• [EXERCISE DIRECTIONS]:
In the material below, the lines containing the word "this" are required; copy each of them.

• [MATERIAL]:
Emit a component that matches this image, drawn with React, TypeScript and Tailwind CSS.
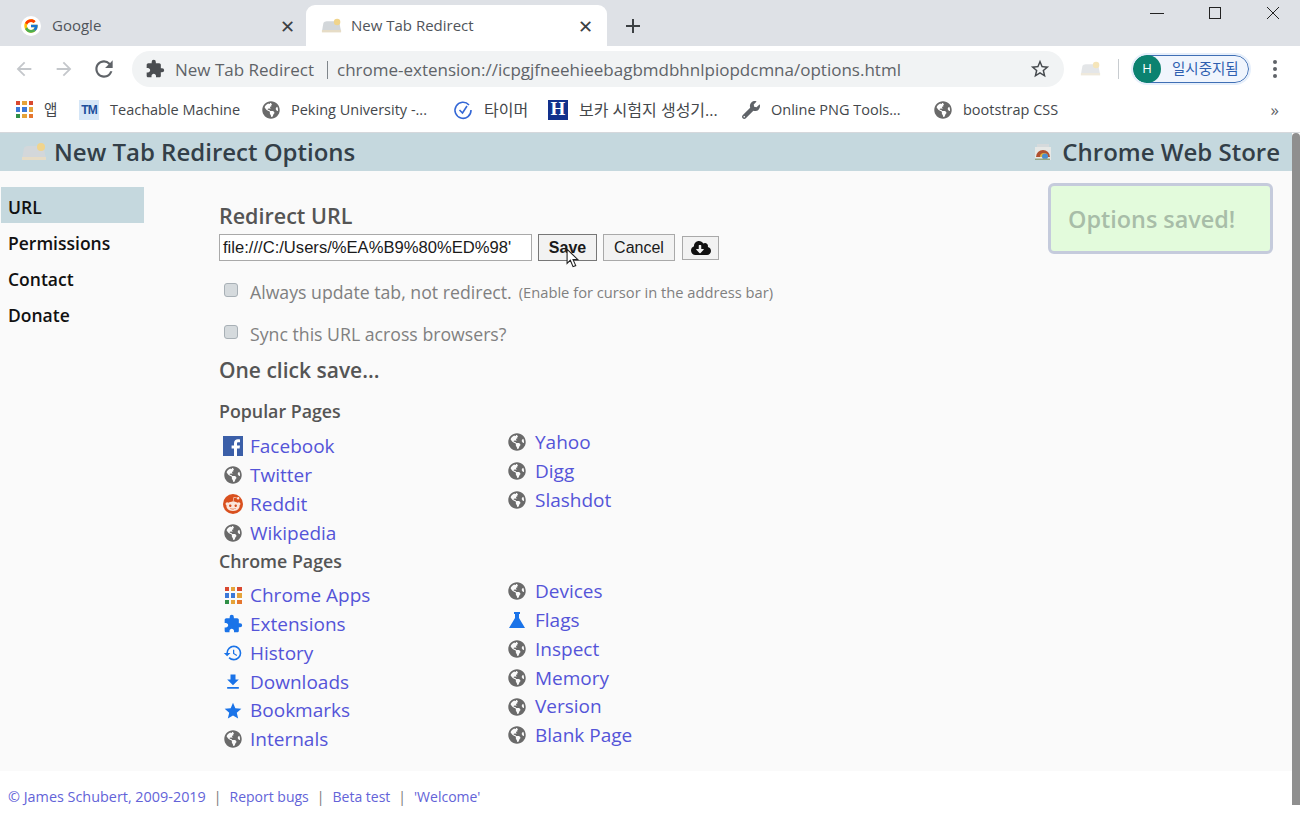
import { FcGoogle } from 'react-icons/fc'
import { FaCloudDownloadAlt, FaGlobeAmericas, FaRedditAlien, FaWrench } from 'react-icons/fa'
import {
  MdArrowBack,
  MdArrowForward,
  MdExtension,
  MdFileDownload,
  MdHistory,
  MdRefresh,
  MdStar,
  MdStarBorder,
} from 'react-icons/md'
import type { ReactNode } from 'react'

const Weather = ({ className }: { className: string }) => (
  <svg viewBox="0 0 26 20" className={className}>
    <path d="M1 17 L3 6 Q4 4 7 4 L21 4 L23 7 L25 17 Z" fill="#d3d7da" />
    <circle cx="20" cy="5" r="4" fill="#f0d48c" />
    <rect x="1" y="15" width="24" height="3" fill="#e6dcc6" />
  </svg>
)

const Store = () => (
  <svg viewBox="0 0 18 18" className="w-[18px] h-[18px]">
    <rect x="3" y="1" width="12" height="4" fill="#d5dadc" />
    <rect x="1" y="4" width="16" height="13" fill="#e6e8e6" />
    <path d="M2 14 A7 7 0 0 1 16 14 Z" fill="#b0502f" />
    <path d="M6 14 A3.5 3.5 0 0 1 14 14 Z" fill="#dcb23e" />
    <circle cx="11" cy="13.5" r="3" fill="#4a8ed0" />
    <rect x="1" y="15.5" width="15" height="1.5" fill="#93a584" />
  </svg>
)

const AppsGrid = ({ size }: { size: string }) => {
  const colors = ['#d9482f', '#e5a33a', '#d9482f', '#3b78d8', '#3b78d8', '#e5a33a', '#2f8f46', '#e5a33a', '#e5762f']
  return (
    <span className={`grid grid-cols-3 gap-[2px] ${size}`}>
      {colors.map((c, i) => (
        <span key={i} className="block" style={{ backgroundColor: c }} />
      ))}
    </span>
  )
}

const Globe = ({ className = 'text-[#6a6a6a]' }: { className?: string }) => (
  <FaGlobeAmericas className={`w-[18px] h-[18px] ${className}`} />
)

const Facebook = () => (
  <svg viewBox="0 0 20 20" className="w-5 h-5">
    <rect width="20" height="20" fill="#3b5fa8" />
    <path d="M14 20 V12.5 H16.6 L17 9.5 H14 V7.6 C14 6.7 14.3 6.2 15.5 6.2 H17 V3.4 C16.6 3.3 15.8 3.3 14.9 3.3 C12.7 3.3 11 4.7 11 7.2 V9.5 H8.6 V12.5 H11 V20 Z" fill="#fff" />
  </svg>
)

const Reddit = () => (
  <span className="w-5 h-5 rounded-full bg-[#d9501e] flex items-center justify-center">
    <FaRedditAlien className="w-4 h-4 text-[#fbe6dc]" />
  </span>
)

const Flask = () => (
  <svg viewBox="0 0 18 18" className="w-[18px] h-[18px]">
    <path d="M6 1 H12 V3 H11 V7 L17 17 H1 L7 7 V3 H6 Z" fill="#1a73e8" />
  </svg>
)

type PageLink = { label: string; icon?: ReactNode }

const popularLeft: PageLink[] = [
  { label: 'Facebook', icon: <Facebook /> },
  { label: 'Twitter' },
  { label: 'Reddit', icon: <Reddit /> },
  { label: 'Wikipedia' },
]
const popularRight: PageLink[] = [{ label: 'Yahoo' }, { label: 'Digg' }, { label: 'Slashdot' }]
const chromeLeft: PageLink[] = [
  { label: 'Chrome Apps', icon: <AppsGrid size="w-[17px] h-[17px]" /> },
  { label: 'Extensions', icon: <MdExtension className="w-5 h-5 text-[#1a73e8]" /> },
  { label: 'History', icon: <MdHistory className="w-5 h-5 text-[#1a73e8]" /> },
  { label: 'Downloads', icon: <MdFileDownload className="w-5 h-5 text-[#1a73e8]" /> },
  { label: 'Bookmarks', icon: <MdStar className="w-5 h-5 text-[#1a73e8]" /> },
  { label: 'Internals' },
]
const chromeRight: PageLink[] = [
  { label: 'Devices' },
  { label: 'Flags', icon: <Flask /> },
  { label: 'Inspect' },
  { label: 'Memory' },
  { label: 'Version' },
  { label: 'Blank Page' },
]

const LinkColumn = ({ links, iconWidth, className }: { links: PageLink[]; iconWidth: string; className: string }) => (
  <ul className={className}>
    {links.map((link) => (
      <li key={link.label} className="flex items-center h-[28.8px]">
        <span className={`flex justify-center shrink-0 ${iconWidth}`}>{link.icon ?? <Globe />}</span>
        <span className="text-[#5454d8] text-[19px]">{link.label}</span>
      </li>
    ))}
  </ul>
)

const bookmarks: { label: string; icon: ReactNode; box: string }[] = [
  {
    label: '앱',
    icon: <AppsGrid size="w-[17px] h-[17px]" />,
    box: 'w-[63px]',
  },
  {
    label: 'Teachable Machine',
    icon: (
      <span className="w-5 h-5 bg-[#d5e6f7] text-[#1d4f9c] text-[12px] tracking-[-1px] font-bold flex items-center justify-center font-['Liberation_Sans',sans-serif]">TM</span>
    ),
    box: 'w-[183px]',
  },
  { label: 'Peking University -...', icon: <Globe />, box: 'w-[191px]' },
  {
    label: '타이머',
    icon: (
      <svg viewBox="0 0 20 20" className="w-5 h-5" fill="none" stroke="#3367d6" strokeWidth="1.6">
        <path d="M16 5 A8 8 0 1 0 18 10" />
        <path d="M6.5 10 L9.5 13 L14 6" />
      </svg>
    ),
    box: 'w-[95px] text-[16px]',
  },
  {
    label: '보카 시험지 생성기...',
    icon: (
      <span className="w-5 h-5 bg-[#12308c] text-white font-bold text-[19px] flex items-center justify-center font-['Liberation_Serif',serif]">H</span>
    ),
    box: 'w-[194px] text-[16px]',
  },
  { label: 'Online PNG Tools...', icon: <FaWrench className="w-[18px] h-[18px] text-[#5f6368]" />, box: 'w-[192px]' },
  { label: 'bootstrap CSS', icon: <Globe />, box: '' },
]

const App = () => (
  <div className="w-[1300px] h-[826px] overflow-hidden flex flex-col bg-white font-['Open_Sans','Noto_Sans_CJK_KR',sans-serif]">
    {/* Tab strip */}
    <div className="h-[46px] bg-[#dee1e6] flex items-end shrink-0 relative">
      <div className="w-[306px] h-[41px] flex items-center pl-[21px] pr-[11px] text-[15px] text-[#50545a]">
        <span className="w-5 h-5 rounded-full bg-white flex items-center justify-center mr-[11px]">
          <FcGoogle className="w-4 h-4" />
        </span>
        <span>Google</span>
        <span className="ml-auto text-[#3c4043] text-[18px] leading-none">✕</span>
      </div>
      <div className="w-[301px] h-[41px] bg-white rounded-t-[9px] flex items-center pl-[15px] pr-[14px] text-[15px] text-[#50545a]">
        <Weather className="w-[21px] h-[16px] mr-[9px]" />
        <span>New Tab Redirect</span>
        <span className="ml-auto text-[#3c4043] text-[18px] leading-none">✕</span>
      </div>
      <span className="ml-[18px] h-[41px] flex items-center">
        <svg viewBox="0 0 16 16" className="w-4 h-4" stroke="#3c4043" strokeWidth="2">
          <path d="M8 1 V15 M1 8 H15" />
        </svg>
      </span>
      {/* Window controls */}
      <div className="ml-auto self-start flex items-center h-[26px] pr-[20px] gap-[44px]">
        <svg viewBox="0 0 14 14" className="w-[14px] h-[14px]" stroke="#222" strokeWidth="1">
          <path d="M0 7.5 H14" />
        </svg>
        <svg viewBox="0 0 14 14" className="w-[14px] h-[14px]" stroke="#222" strokeWidth="1" fill="none">
          <rect x="1.5" y="1.5" width="11" height="11" />
        </svg>
        <svg viewBox="0 0 14 14" className="w-[14px] h-[14px]" stroke="#222" strokeWidth="1">
          <path d="M1 1 L13 13 M13 1 L1 13" />
        </svg>
      </div>
    </div>

    {/* Toolbar */}
    <div className="h-[46px] flex items-center shrink-0">
      <MdArrowBack className="w-[22px] h-[22px] text-[#c4c7cb] ml-[13px]" />
      <MdArrowForward className="w-[22px] h-[22px] text-[#c4c7cb] ml-[18px]" />
      <MdRefresh className="w-[26px] h-[26px] text-[#5f6368] ml-[16px]" />
      <div className="ml-[15px] w-[932px] h-[36px] rounded-full bg-[#f1f3f4] flex items-center pl-[13px] pr-[13px] pt-[2px] text-[17px] text-[#5f6368]">
        <MdExtension className="w-[20px] h-[20px] text-[#4a4d51] mr-[10px] -translate-y-px" />
        <span className="whitespace-nowrap">New Tab Redirect</span>
        <span className="ml-[13px] mr-[9px] h-[18px] w-px bg-[#80868b]" />
        <span className="whitespace-nowrap">chrome-extension://icpgjfneehieebagbmdbhnlpiopdcmna/options.html</span>
        <MdStarBorder className="w-[22px] h-[22px] text-[#45494d] ml-auto -translate-y-px" />
      </div>
      <Weather className="w-[21px] h-[16px] ml-[16px] opacity-60" />
      <span className="w-px h-[20px] bg-[#c8ccd0] ml-[17px]" />
      <div className="ml-[14px] w-[116px] h-[28px] rounded-full border border-[#3f6fb5] bg-[#f0f5fd] flex items-center text-[14.5px] text-[#2f5fb0] outline-2 outline-[#e6effb]">
        <span className="w-[28px] h-[28px] rounded-full bg-[#0b8270] text-white text-[13px] flex items-center justify-center -ml-px shrink-0">H</span>
        <span className="ml-[11px] whitespace-nowrap">일시중지됨</span>
      </div>
      <span className="ml-[24px] flex flex-col gap-[3px]">
        <span className="w-[4px] h-[4px] rounded-full bg-[#5f6368]" />
        <span className="w-[4px] h-[4px] rounded-full bg-[#5f6368]" />
        <span className="w-[4px] h-[4px] rounded-full bg-[#5f6368]" />
      </span>
    </div>

    {/* Bookmarks bar */}
    <div className="h-[41px] flex items-center shrink-0 pl-[16px] pb-[5px] text-[14.5px] text-[#44474b] border-b border-[#d5d8dc] relative">
      {bookmarks.map((b) => (
        <span key={b.label} className={`flex items-center gap-[11px] shrink-0 whitespace-nowrap ${b.box}`}>
          {b.icon}
          <span>{b.label}</span>
        </span>
      ))}
      <span className="ml-auto pr-[21px] text-[17px] text-[#5f6368] leading-none">»</span>
    </div>

    {/* Page */}
    <div className="flex-1 min-h-0 flex">
      <div className="flex-1 min-w-0 flex flex-col relative">
        <header className="h-[38px] bg-[#c5d8de] flex items-center justify-between pl-[21px] pr-[12px] pb-[1px] text-[#333f48] font-semibold text-[24px] shrink-0">
          <span className="flex items-center gap-[7px]">
            <Weather className="w-[26px] h-[20px]" />
            New Tab Redirect Options
          </span>
          <span className="flex items-center gap-[10px]">
            <Store />
            Chrome Web Store
          </span>
        </header>

        <div className="flex-1 min-h-0 bg-[#fafafa] flex pt-[16px]">
          <nav className="w-[143px] ml-px shrink-0 text-[17.5px] font-semibold text-[#111] flex flex-col">
            <a className="h-[36px] bg-[#c5d8de] pl-[7px] pt-[5px] flex items-center">URL</a>
            <a className="h-[36px] pl-[7px] pt-[5px] flex items-center">Permissions</a>
            <a className="h-[36px] pl-[7px] pt-[5px] flex items-center">Contact</a>
            <a className="h-[36px] pl-[7px] pt-[5px] flex items-center">Donate</a>
          </nav>

          <main className="ml-[75px] pt-[14px] text-[#555]">
            <h2 className="text-[21.5px] font-semibold leading-[30px]">Redirect URL</h2>
            <div className="flex items-center h-[27px] mt-[3px] font-['Liberation_Sans',sans-serif] text-[16px] text-[#1a1a1a]">
              <div className="w-[313px] h-[27px] border border-[#a9a9a9] bg-white pl-[3px] overflow-hidden whitespace-nowrap leading-[25px] text-[16.6px]">
                file:///C:/Users/%EA%B9%80%ED%98'
              </div>
              <button className="relative ml-[6px] w-[59px] h-[27px] border border-[#777] bg-[#f2f2f2] font-bold">
                Save
                <svg viewBox="0 0 12 18" className="absolute left-[27px] top-[13px] w-[13px] h-[20px]">
                  <path d="M1 1 V14 L4 11 L6.5 17 L9 16 L6.5 10.5 H11 Z" fill="#fff" stroke="#222" strokeWidth="1" />
                </svg>
              </button>
              <button className="ml-[6px] w-[72px] h-[27px] border border-[#a9a9a9] bg-[#f2f2f2]">Cancel</button>
              <button className="ml-[7px] w-[37px] h-[24px] border border-[#a9a9a9] bg-[#f2f2f2] flex items-center justify-center">
                <FaCloudDownloadAlt className="w-[20px] h-[20px] text-[#111]" />
              </button>
            </div>

            <label className="flex items-center h-[42px] mt-[10px] text-[#808080] text-[17.7px]">
              <span className="w-[14px] h-[14px] ml-[5px] mr-[12px] -translate-y-[2px] rounded-[3px] border border-[#a8b0b6] bg-[#d5dadd]" />
              Always update tab, not redirect.
              <span className="text-[14.7px] ml-[7px]">(Enable for cursor in the address bar)</span>
            </label>
            <label className="flex items-center h-[42px] text-[#808080] text-[17.7px]">
              <span className="w-[14px] h-[14px] ml-[5px] mr-[12px] -translate-y-[2px] rounded-[3px] border border-[#a8b0b6] bg-[#d5dadd]" />
              Sync this URL across browsers?
            </label>

            <h3 className="text-[21px] font-semibold leading-[30px]">One click save...</h3>
            <h4 className="text-[17.8px] font-semibold leading-[26px] mt-[13px]">Popular Pages</h4>
            <div className="flex mt-[4px] h-[118px]">
              <LinkColumn links={popularLeft} iconWidth="w-[31px] pl-[1px] pr-[4px]" className="w-[285px] pt-[4px]" />
              <LinkColumn links={popularRight} iconWidth="w-[31px] pr-[5px]" className="" />
            </div>
            <h4 className="text-[17.8px] font-semibold leading-[26px] mt-[2px]">Chrome Pages</h4>
            <div className="flex mt-[3px]">
              <LinkColumn links={chromeLeft} iconWidth="w-[31px] pl-[1px] pr-[4px]" className="w-[285px] pt-[4px]" />
              <LinkColumn links={chromeRight} iconWidth="w-[31px] pr-[5px]" className="" />
            </div>
          </main>
        </div>

        <footer className="h-[55px] bg-white flex items-center pl-[8px] text-[14px] text-[#6363d8] shrink-0 pb-[4px]">
          <span className="text-[14.4px]">© James Schubert, 2009-2019</span>
          <span className="mx-[8px] text-[#777]">|</span>
          <span>Report bugs</span>
          <span className="mx-[8px] text-[#777]">|</span>
          <span>Beta test</span>
          <span className="mx-[8px] text-[#777]">|</span>
          <span>'Welcome'</span>
        </footer>

        {/* Saved toast */}
        <div className="absolute left-[1048px] top-[50px] w-[225px] h-[71px] rounded-[6px] border-[3px] border-[#c5cbdc] bg-[#e3fbdc] flex items-center pl-[17px] pt-[2px] text-[#a8bda8] text-[23.4px] font-semibold">
          Options saved!
        </div>
      </div>

      {/* Scrollbar */}
      <div className="w-[8px] shrink-0 bg-white">
        <div className="h-[672px] bg-[#8f8f8f] rounded-t-[4px]" />
      </div>
    </div>
  </div>
)

export default App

• [FULL OUTPUT]:
Emit a component that matches this image, drawn with React, TypeScript and Tailwind CSS.
              Sync this URL across browsers?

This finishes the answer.